Without the pictures, can you quote each line below exactly?

____

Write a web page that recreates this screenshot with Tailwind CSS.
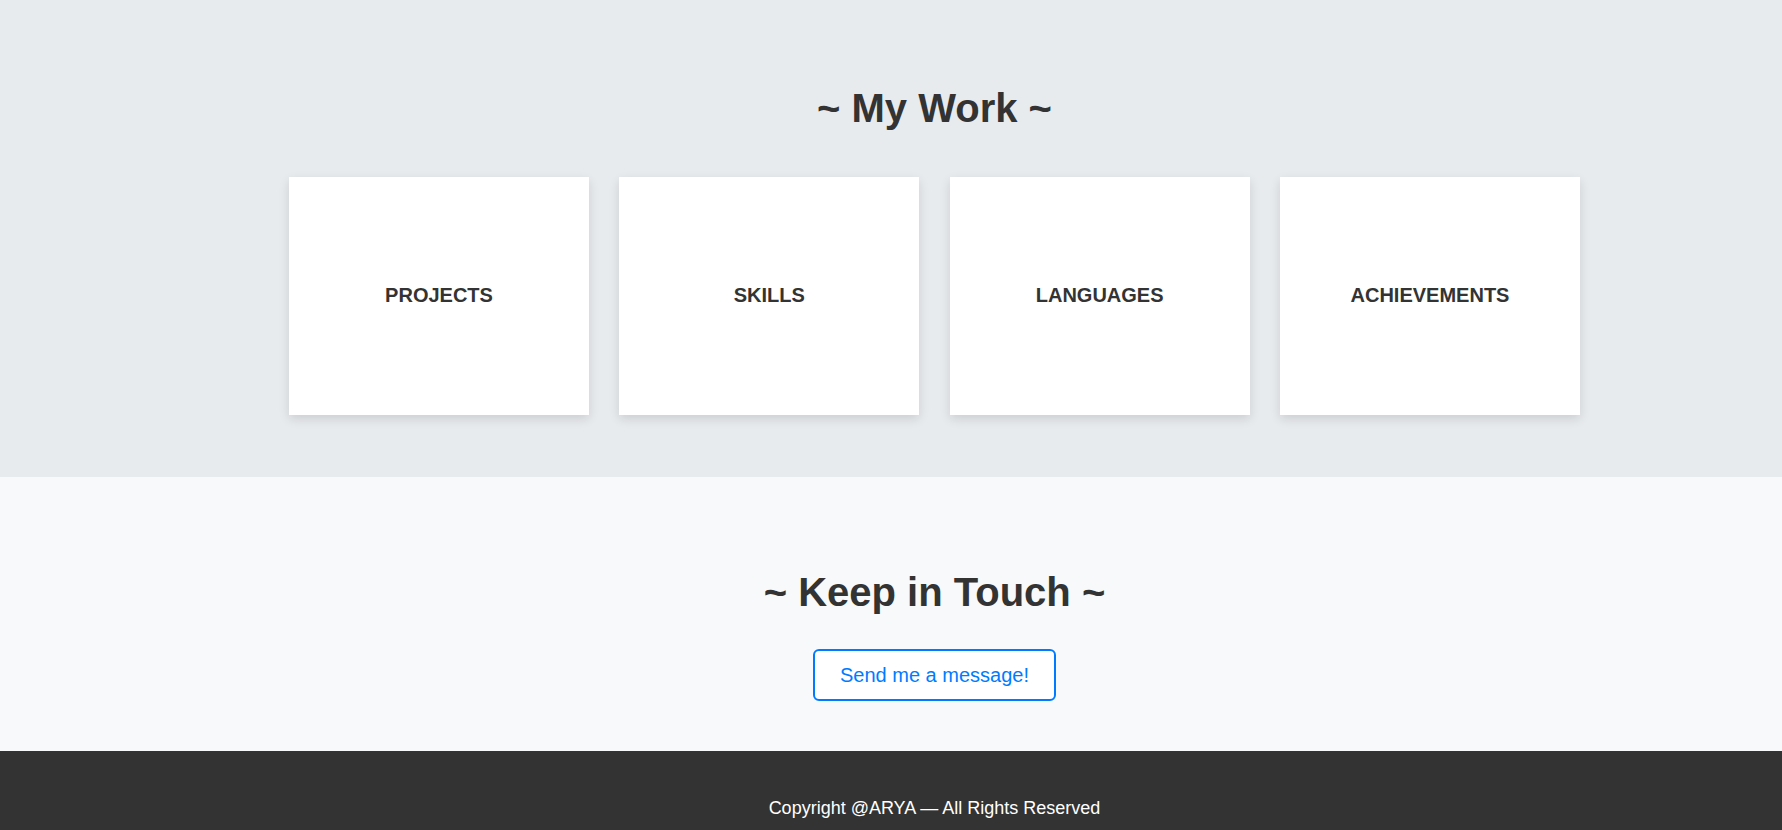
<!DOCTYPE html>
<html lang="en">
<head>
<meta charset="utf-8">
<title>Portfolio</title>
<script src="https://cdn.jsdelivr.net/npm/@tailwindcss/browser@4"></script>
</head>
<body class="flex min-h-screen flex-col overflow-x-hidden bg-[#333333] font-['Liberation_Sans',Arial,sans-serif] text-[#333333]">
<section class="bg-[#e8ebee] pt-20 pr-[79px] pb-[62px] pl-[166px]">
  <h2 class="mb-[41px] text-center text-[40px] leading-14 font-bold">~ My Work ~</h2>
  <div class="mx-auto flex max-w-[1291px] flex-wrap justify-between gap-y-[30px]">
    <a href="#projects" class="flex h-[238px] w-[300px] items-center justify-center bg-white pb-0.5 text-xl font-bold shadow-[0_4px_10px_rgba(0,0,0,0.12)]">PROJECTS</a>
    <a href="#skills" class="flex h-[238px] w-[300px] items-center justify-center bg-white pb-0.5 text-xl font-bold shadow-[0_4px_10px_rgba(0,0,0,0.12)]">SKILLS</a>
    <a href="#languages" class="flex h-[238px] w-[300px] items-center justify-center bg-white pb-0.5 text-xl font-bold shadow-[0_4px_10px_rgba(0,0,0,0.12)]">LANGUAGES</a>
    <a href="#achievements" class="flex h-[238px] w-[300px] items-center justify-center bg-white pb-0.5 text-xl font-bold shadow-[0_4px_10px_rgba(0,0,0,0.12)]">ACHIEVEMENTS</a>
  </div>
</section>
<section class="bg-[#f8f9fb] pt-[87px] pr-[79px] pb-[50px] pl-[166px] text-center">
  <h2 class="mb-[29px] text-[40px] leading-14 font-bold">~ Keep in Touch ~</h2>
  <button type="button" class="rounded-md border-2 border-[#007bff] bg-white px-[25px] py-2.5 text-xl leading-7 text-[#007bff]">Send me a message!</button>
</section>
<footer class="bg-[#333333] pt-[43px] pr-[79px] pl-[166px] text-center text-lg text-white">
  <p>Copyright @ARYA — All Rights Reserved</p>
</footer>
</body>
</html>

____

__Result for this task__:
Write a web page that recreates this screenshot with Tailwind CSS.
<!DOCTYPE html>
<html lang="en">
<head>
<meta charset="utf-8">
<title>Portfolio</title>
<script src="https://cdn.jsdelivr.net/npm/@tailwindcss/browser@4"></script>
</head>
<body class="flex min-h-screen flex-col overflow-x-hidden bg-[#333333] font-['Liberation_Sans',Arial,sans-serif] text-[#333333]">
<section class="bg-[#e8ebee] pt-20 pr-[79px] pb-[62px] pl-[166px]">
  <h2 class="mb-[41px] text-center text-[40px] leading-14 font-bold">~ My Work ~</h2>
  <div class="mx-auto flex max-w-[1291px] flex-wrap justify-between gap-y-[30px]">
    <a href="#projects" class="flex h-[238px] w-[300px] items-center justify-center bg-white pb-0.5 text-xl font-bold shadow-[0_4px_10px_rgba(0,0,0,0.12)]">PROJECTS</a>
    <a href="#skills" class="flex h-[238px] w-[300px] items-center justify-center bg-white pb-0.5 text-xl font-bold shadow-[0_4px_10px_rgba(0,0,0,0.12)]">SKILLS</a>
    <a href="#languages" class="flex h-[238px] w-[300px] items-center justify-center bg-white pb-0.5 text-xl font-bold shadow-[0_4px_10px_rgba(0,0,0,0.12)]">LANGUAGES</a>
    <a href="#achievements" class="flex h-[238px] w-[300px] items-center justify-center bg-white pb-0.5 text-xl font-bold shadow-[0_4px_10px_rgba(0,0,0,0.12)]">ACHIEVEMENTS</a>
  </div>
</section>
<section class="bg-[#f8f9fb] pt-[87px] pr-[79px] pb-[50px] pl-[166px] text-center">
  <h2 class="mb-[29px] text-[40px] leading-14 font-bold">~ Keep in Touch ~</h2>
  <button type="button" class="rounded-md border-2 border-[#007bff] bg-white px-[25px] py-2.5 text-xl leading-7 text-[#007bff]">Send me a message!</button>
</section>
<footer class="bg-[#333333] pt-[43px] pr-[79px] pl-[166px] text-center text-lg text-white">
  <p>Copyright @ARYA — All Rights Reserved</p>
</footer>
</body>
</html>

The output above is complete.